An Airbus A350-941 from Singapore Airlines is preparing to take off on the runway at Barcelona-El Prat Airport in Barcelona, Spain, on May 1, 2024.
Nurphoto | Nurphoto | Getty Images
Shares of Singapore Airlines dropped after the city-state’s flag carrier reported a fall of almost 50% in net profit for the April to September period, citing lower yields and growing competition.
As markets opened on Monday, the stock fell 6.2%, before later recovering to trade lower at 3.72%.
Net profit in the first half of the fiscal year came in at $742 million SGD ($559.12 million), 48.5% lower than the $1.44 billion SGD in the same period a year ago.

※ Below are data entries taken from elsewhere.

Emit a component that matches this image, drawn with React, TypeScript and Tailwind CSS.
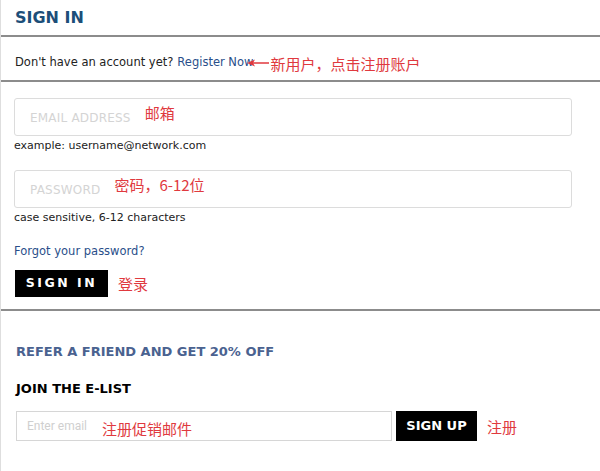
import React from 'react';

const font = { fontFamily: '"DejaVu Sans", "Noto Sans CJK SC", sans-serif' };

function Note({ children, className = '' }: { children: React.ReactNode; className?: string }) {
  return (
    <span className={`text-[#e0393e] text-[15px] leading-none font-['Noto_Sans_CJK_SC',sans-serif] ${className}`}>
      {children}
    </span>
  );
}

function Field({ placeholder, note, hint }: { placeholder: string; note: string; hint: string }) {
  return (
    <div>
      <div className="relative h-[38px] w-[558px] rounded-[3px] border border-[#dcdcdc] flex items-center px-[15px]">
        <span className="text-[12px] text-[#d4d4d4] tracking-[0.2px] uppercase mt-[1px]">{placeholder}</span>
        <Note className="ml-[14px] -mt-[10px]">{note}</Note>
      </div>
      <p className="text-[11px] text-[#222] mt-[3px] leading-[14px]">{hint}</p>
    </div>
  );
}

export default function App() {
  return (
    <div className="w-[600px] h-[471px] bg-white border-l border-[#dedede] overflow-hidden" style={font}>
      <div className="h-[37px] px-[14px] pt-[8px] border-b-2 border-[#8c8c8c]">
        <h1 className="text-[16px] font-bold text-[#1c4e79] leading-[20px]">SIGN IN</h1>
      </div>

      <div className="h-[45px] px-[14px] pt-[9px] flex items-center border-b-2 border-[#8c8c8c]">
        <span className="text-[11.5px] text-[#222]">Don't have an account yet? </span>
        <span className="text-[11.5px] text-[#2a4f8a] ml-[4px]">Register Now</span>
        <svg width="22" height="8" viewBox="0 0 22 8" className="-ml-[6px]">
          <path d="M0 4 L8 0.5 L6 4 L8 7.5 Z" fill="#e0393e" />
          <line x1="5" y1="4" x2="22" y2="4" stroke="#e0393e" strokeWidth="1.5" />
        </svg>
        <Note className="ml-[1px]">新用户，点击注册账户</Note>
      </div>

      <div className="px-[13px] pt-[16px] border-b-2 border-[#8c8c8c] h-[229px]">
        <Field placeholder="Email Address" note="邮箱" hint="example: username@network.com" />
        <div className="mt-[17px]">
          <Field placeholder="Password" note="密码，6-12位" hint="case sensitive, 6-12 characters" />
        </div>
        <p className="mt-[19px] text-[11.5px] text-[#2a4f8a] leading-[14px]">Forgot your password?</p>
        <div className="mt-[12px] flex items-center">
          <button className="ml-[1px] h-[27px] w-[93px] bg-black text-white text-[12.5px] font-bold tracking-[2.5px] flex items-center justify-center">
            SIGN IN
          </button>
          <Note className="ml-[10px]">登录</Note>
        </div>
      </div>

      <div className="px-[15px] pt-[33px]">
        <h2 className="text-[13px] font-bold text-[#4a6290] leading-[16px]">REFER A FRIEND AND GET 20% OFF</h2>
        <h3 className="mt-[21px] text-[13px] font-bold text-black leading-[16px]">JOIN THE E-LIST</h3>
        <div className="mt-[14px] flex items-center">
          <div className="h-[30px] w-[376px] border border-[#d6d6d6] flex items-center px-[10px]">
            <span className="text-[12px] text-[#cfcfcf] font-['Roboto',sans-serif]">Enter email</span>
            <Note className="ml-[15px] mt-[4px]">注册促销邮件</Note>
          </div>
          <button className="ml-[4px] h-[30px] w-[81px] bg-black text-white text-[13px] font-bold flex items-center justify-center">
            SIGN UP
          </button>
          <Note className="ml-[10px]">注册</Note>
        </div>
      </div>
    </div>
  );
}
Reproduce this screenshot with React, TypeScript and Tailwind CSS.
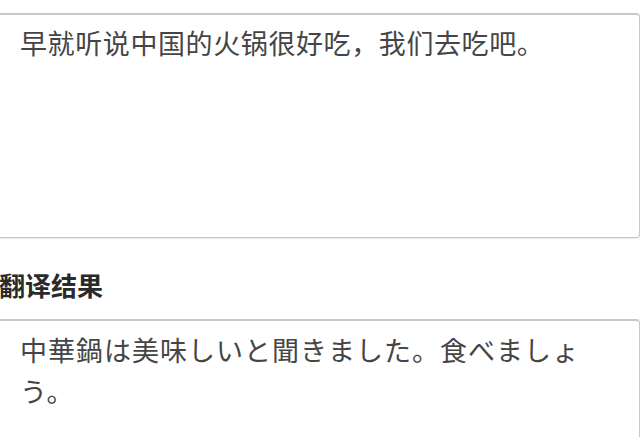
import React from 'react';

const SOURCE_TEXT = '早就听说中国的火锅很好吃，我们去吃吧。';
const RESULT_TEXT = '中華鍋は美味しいと聞きました。食べましょう。';

const App: React.FC = () => {
  return (
    <div className="w-[640px] h-[437px] overflow-hidden bg-white">
      <div className="-ml-[12px] w-[652px] pt-[13px]">
        {/* input box */}
        <div className="h-[225px] border border-[#c8c8c8] border-t-2 rounded-[4px] bg-white pl-[31px] pr-[20px] pt-[10px] shadow-[0_1px_1px_rgba(0,0,0,0.08)]">
          <p
            className="text-[27px] leading-[36px] tracking-[0.6px] text-[#454545]"
            style={{ fontFamily: '"Noto Sans CJK SC", "Noto Sans", sans-serif' }}
          >
            {SOURCE_TEXT}
          </p>
        </div>

        <div className="h-[81px] pl-[11px] pt-[34px]">
          <h3
            className="text-[26px] leading-[26px] font-bold text-[#2a2a2a]"
            style={{ fontFamily: '"Noto Sans CJK SC", "Noto Sans", sans-serif' }}
          >
            翻译结果
          </h3>
        </div>

        {/* result box */}
        <div className="h-[200px] border border-[#c8c8c8] border-t-2 rounded-[4px] bg-white pl-[31px] pr-[50px] pt-[8px]">
          <p
            className="text-[27px] leading-[41px] tracking-[1px] text-[#454545]"
            style={{ fontFamily: '"Noto Sans CJK JP", "Noto Sans", sans-serif' }}
          >
            {RESULT_TEXT}
          </p>
        </div>
      </div>
    </div>
  );
};

export default App;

Operating profit for the airline fell 48.8% to $796 million SGD, down from $1.55 billion SGD a year ago, while revenue increased 3.7% to $9.5 billion SGD.
Despite the reduction in profit, the airline maintained an interim dividend of 10 cents a share.
Singapore Airlines said in a release that the fall in operating profit was due to “increased capacity and stronger competition in key markets,” which led to a fall in yields and ultimately, profit.
While the demand for air travel is expected to be robust in the second half of the financial year, “the operating landscape will continue to be competitive,” SIA added.
Last Monday, SIA announced a $1.1 billion SGD cabin retrofit program for its 41 long range and ultra long range Airbus A350 jets.
The airline said the first retrofitted long range jet will come into service by 2026, and the program will be complete by 2030.